[START DATA SHOWN]

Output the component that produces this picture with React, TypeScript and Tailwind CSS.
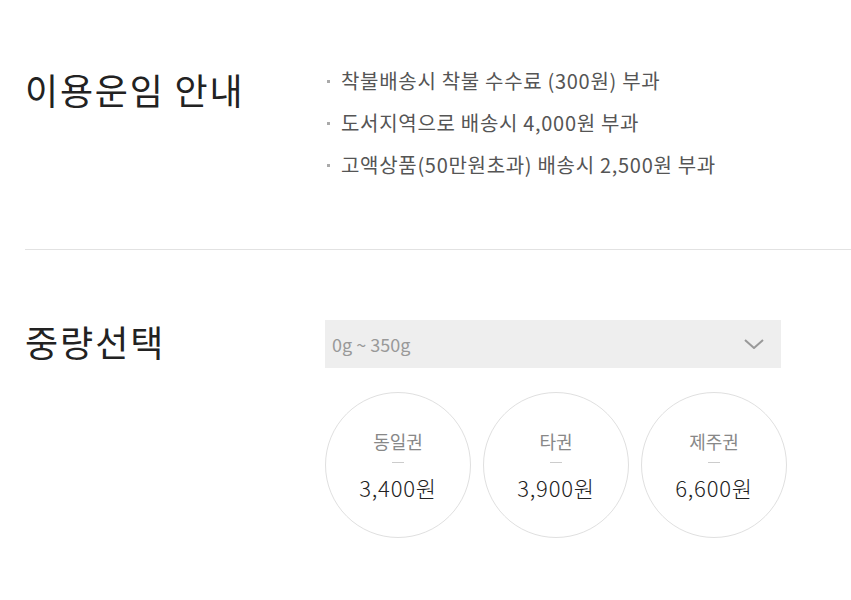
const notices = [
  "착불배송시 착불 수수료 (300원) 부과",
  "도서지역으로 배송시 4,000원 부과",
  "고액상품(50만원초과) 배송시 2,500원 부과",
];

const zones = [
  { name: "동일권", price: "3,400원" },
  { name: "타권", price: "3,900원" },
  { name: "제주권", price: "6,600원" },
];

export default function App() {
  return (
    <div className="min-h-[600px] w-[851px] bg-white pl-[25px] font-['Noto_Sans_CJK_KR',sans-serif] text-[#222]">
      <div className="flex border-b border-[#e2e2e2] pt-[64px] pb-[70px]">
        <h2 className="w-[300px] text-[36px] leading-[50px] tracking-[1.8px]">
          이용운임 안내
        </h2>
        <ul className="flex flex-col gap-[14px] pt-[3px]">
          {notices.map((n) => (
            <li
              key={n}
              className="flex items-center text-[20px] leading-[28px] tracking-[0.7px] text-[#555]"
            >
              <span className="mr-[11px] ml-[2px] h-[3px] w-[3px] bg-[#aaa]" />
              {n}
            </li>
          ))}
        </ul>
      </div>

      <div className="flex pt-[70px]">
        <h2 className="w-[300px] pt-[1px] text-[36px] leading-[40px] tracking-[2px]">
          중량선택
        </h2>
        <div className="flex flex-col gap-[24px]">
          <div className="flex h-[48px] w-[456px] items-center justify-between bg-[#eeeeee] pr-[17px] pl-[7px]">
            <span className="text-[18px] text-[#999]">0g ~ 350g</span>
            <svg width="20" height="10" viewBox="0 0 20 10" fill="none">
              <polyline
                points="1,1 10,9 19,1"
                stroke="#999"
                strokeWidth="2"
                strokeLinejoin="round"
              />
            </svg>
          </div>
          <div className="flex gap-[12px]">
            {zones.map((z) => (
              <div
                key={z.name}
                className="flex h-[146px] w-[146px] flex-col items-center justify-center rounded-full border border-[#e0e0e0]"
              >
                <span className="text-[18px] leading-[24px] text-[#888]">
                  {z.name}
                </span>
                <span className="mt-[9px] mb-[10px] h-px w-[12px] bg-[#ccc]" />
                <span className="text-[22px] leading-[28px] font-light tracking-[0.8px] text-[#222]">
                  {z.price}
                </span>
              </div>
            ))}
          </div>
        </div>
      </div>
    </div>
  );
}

[END DATA SHOWN]

• **WHAT NEEDS TO BE DONE**
Leave the images out and output the remaining material exactly as it stands.

• **FULL SOLUTION**
Output the component that produces this picture with React, TypeScript and Tailwind CSS.
const notices = [
  "착불배송시 착불 수수료 (300원) 부과",
  "도서지역으로 배송시 4,000원 부과",
  "고액상품(50만원초과) 배송시 2,500원 부과",
];

const zones = [
  { name: "동일권", price: "3,400원" },
  { name: "타권", price: "3,900원" },
  { name: "제주권", price: "6,600원" },
];

export default function App() {
  return (
    <div className="min-h-[600px] w-[851px] bg-white pl-[25px] font-['Noto_Sans_CJK_KR',sans-serif] text-[#222]">
      <div className="flex border-b border-[#e2e2e2] pt-[64px] pb-[70px]">
        <h2 className="w-[300px] text-[36px] leading-[50px] tracking-[1.8px]">
          이용운임 안내
        </h2>
        <ul className="flex flex-col gap-[14px] pt-[3px]">
          {notices.map((n) => (
            <li
              key={n}
              className="flex items-center text-[20px] leading-[28px] tracking-[0.7px] text-[#555]"
            >
              <span className="mr-[11px] ml-[2px] h-[3px] w-[3px] bg-[#aaa]" />
              {n}
            </li>
          ))}
        </ul>
      </div>

      <div className="flex pt-[70px]">
        <h2 className="w-[300px] pt-[1px] text-[36px] leading-[40px] tracking-[2px]">
          중량선택
        </h2>
        <div className="flex flex-col gap-[24px]">
          <div className="flex h-[48px] w-[456px] items-center justify-between bg-[#eeeeee] pr-[17px] pl-[7px]">
            <span className="text-[18px] text-[#999]">0g ~ 350g</span>
            <svg width="20" height="10" viewBox="0 0 20 10" fill="none">
              <polyline
                points="1,1 10,9 19,1"
                stroke="#999"
                strokeWidth="2"
                strokeLinejoin="round"
              />
            </svg>
          </div>
          <div className="flex gap-[12px]">
            {zones.map((z) => (
              <div
                key={z.name}
                className="flex h-[146px] w-[146px] flex-col items-center justify-center rounded-full border border-[#e0e0e0]"
              >
                <span className="text-[18px] leading-[24px] text-[#888]">
                  {z.name}
                </span>
                <span className="mt-[9px] mb-[10px] h-px w-[12px] bg-[#ccc]" />
                <span className="text-[22px] leading-[28px] font-light tracking-[0.8px] text-[#222]">
                  {z.price}
                </span>
              </div>
            ))}
          </div>
        </div>
      </div>
    </div>
  );
}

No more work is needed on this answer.